* begin *

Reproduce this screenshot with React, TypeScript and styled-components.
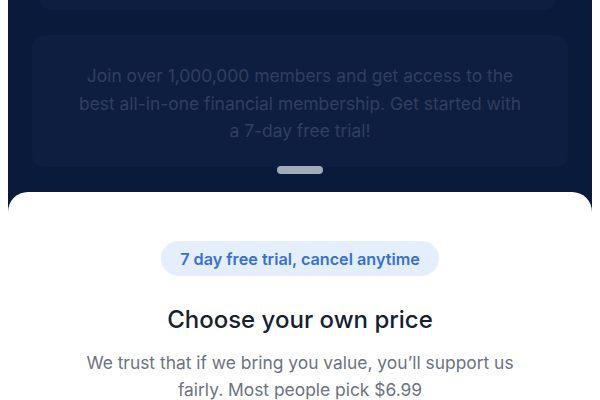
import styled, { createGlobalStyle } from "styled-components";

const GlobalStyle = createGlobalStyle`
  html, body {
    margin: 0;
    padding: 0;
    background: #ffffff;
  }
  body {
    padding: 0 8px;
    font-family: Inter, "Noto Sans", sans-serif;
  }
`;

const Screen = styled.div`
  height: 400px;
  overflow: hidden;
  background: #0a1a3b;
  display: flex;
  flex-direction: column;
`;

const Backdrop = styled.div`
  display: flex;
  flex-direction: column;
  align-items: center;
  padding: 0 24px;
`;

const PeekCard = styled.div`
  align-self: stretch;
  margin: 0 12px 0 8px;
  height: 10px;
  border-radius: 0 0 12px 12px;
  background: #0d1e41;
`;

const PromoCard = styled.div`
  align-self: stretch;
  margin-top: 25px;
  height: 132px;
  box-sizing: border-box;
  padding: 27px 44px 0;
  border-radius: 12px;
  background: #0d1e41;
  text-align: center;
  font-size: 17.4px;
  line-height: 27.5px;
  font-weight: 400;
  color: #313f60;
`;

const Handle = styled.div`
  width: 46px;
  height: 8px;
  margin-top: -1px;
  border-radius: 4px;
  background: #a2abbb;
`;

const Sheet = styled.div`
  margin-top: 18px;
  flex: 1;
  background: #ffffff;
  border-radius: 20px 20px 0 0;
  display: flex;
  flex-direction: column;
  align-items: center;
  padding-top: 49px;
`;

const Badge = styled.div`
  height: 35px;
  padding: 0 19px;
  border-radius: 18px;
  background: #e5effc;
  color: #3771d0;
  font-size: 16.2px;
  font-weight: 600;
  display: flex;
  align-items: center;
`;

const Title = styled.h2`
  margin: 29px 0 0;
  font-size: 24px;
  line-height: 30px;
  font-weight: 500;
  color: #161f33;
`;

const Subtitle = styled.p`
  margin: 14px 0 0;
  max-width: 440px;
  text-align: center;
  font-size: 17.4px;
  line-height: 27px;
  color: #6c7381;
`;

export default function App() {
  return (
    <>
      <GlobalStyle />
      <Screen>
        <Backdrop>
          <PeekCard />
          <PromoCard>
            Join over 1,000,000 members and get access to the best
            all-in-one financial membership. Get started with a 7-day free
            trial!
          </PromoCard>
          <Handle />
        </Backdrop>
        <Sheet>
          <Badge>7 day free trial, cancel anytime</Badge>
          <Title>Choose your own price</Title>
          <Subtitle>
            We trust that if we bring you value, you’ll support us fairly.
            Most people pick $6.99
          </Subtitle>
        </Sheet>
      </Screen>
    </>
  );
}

* end *

▶ _WHAT TO PRODUCE_
Copy the material shown above in full and exactly. Skip the pictures.

▶ _TASK ANSWER_
Reproduce this screenshot with React, TypeScript and styled-components.
import styled, { createGlobalStyle } from "styled-components";

const GlobalStyle = createGlobalStyle`
  html, body {
    margin: 0;
    padding: 0;
    background: #ffffff;
  }
  body {
    padding: 0 8px;
    font-family: Inter, "Noto Sans", sans-serif;
  }
`;

const Screen = styled.div`
  height: 400px;
  overflow: hidden;
  background: #0a1a3b;
  display: flex;
  flex-direction: column;
`;

const Backdrop = styled.div`
  display: flex;
  flex-direction: column;
  align-items: center;
  padding: 0 24px;
`;

const PeekCard = styled.div`
  align-self: stretch;
  margin: 0 12px 0 8px;
  height: 10px;
  border-radius: 0 0 12px 12px;
  background: #0d1e41;
`;

const PromoCard = styled.div`
  align-self: stretch;
  margin-top: 25px;
  height: 132px;
  box-sizing: border-box;
  padding: 27px 44px 0;
  border-radius: 12px;
  background: #0d1e41;
  text-align: center;
  font-size: 17.4px;
  line-height: 27.5px;
  font-weight: 400;
  color: #313f60;
`;

const Handle = styled.div`
  width: 46px;
  height: 8px;
  margin-top: -1px;
  border-radius: 4px;
  background: #a2abbb;
`;

const Sheet = styled.div`
  margin-top: 18px;
  flex: 1;
  background: #ffffff;
  border-radius: 20px 20px 0 0;
  display: flex;
  flex-direction: column;
  align-items: center;
  padding-top: 49px;
`;

const Badge = styled.div`
  height: 35px;
  padding: 0 19px;
  border-radius: 18px;
  background: #e5effc;
  color: #3771d0;
  font-size: 16.2px;
  font-weight: 600;
  display: flex;
  align-items: center;
`;

const Title = styled.h2`
  margin: 29px 0 0;
  font-size: 24px;
  line-height: 30px;
  font-weight: 500;
  color: #161f33;
`;

const Subtitle = styled.p`
  margin: 14px 0 0;
  max-width: 440px;
  text-align: center;
  font-size: 17.4px;
  line-height: 27px;
  color: #6c7381;
`;

export default function App() {
  return (
    <>
      <GlobalStyle />
      <Screen>
        <Backdrop>
          <PeekCard />
          <PromoCard>
            Join over 1,000,000 members and get access to the best
            all-in-one financial membership. Get started with a 7-day free
            trial!
          </PromoCard>
          <Handle />
        </Backdrop>
        <Sheet>
          <Badge>7 day free trial, cancel anytime</Badge>
          <Title>Choose your own price</Title>
          <Subtitle>
            We trust that if we bring you value, you’ll support us fairly.
            Most people pick $6.99
          </Subtitle>
        </Sheet>
      </Screen>
    </>
  );
}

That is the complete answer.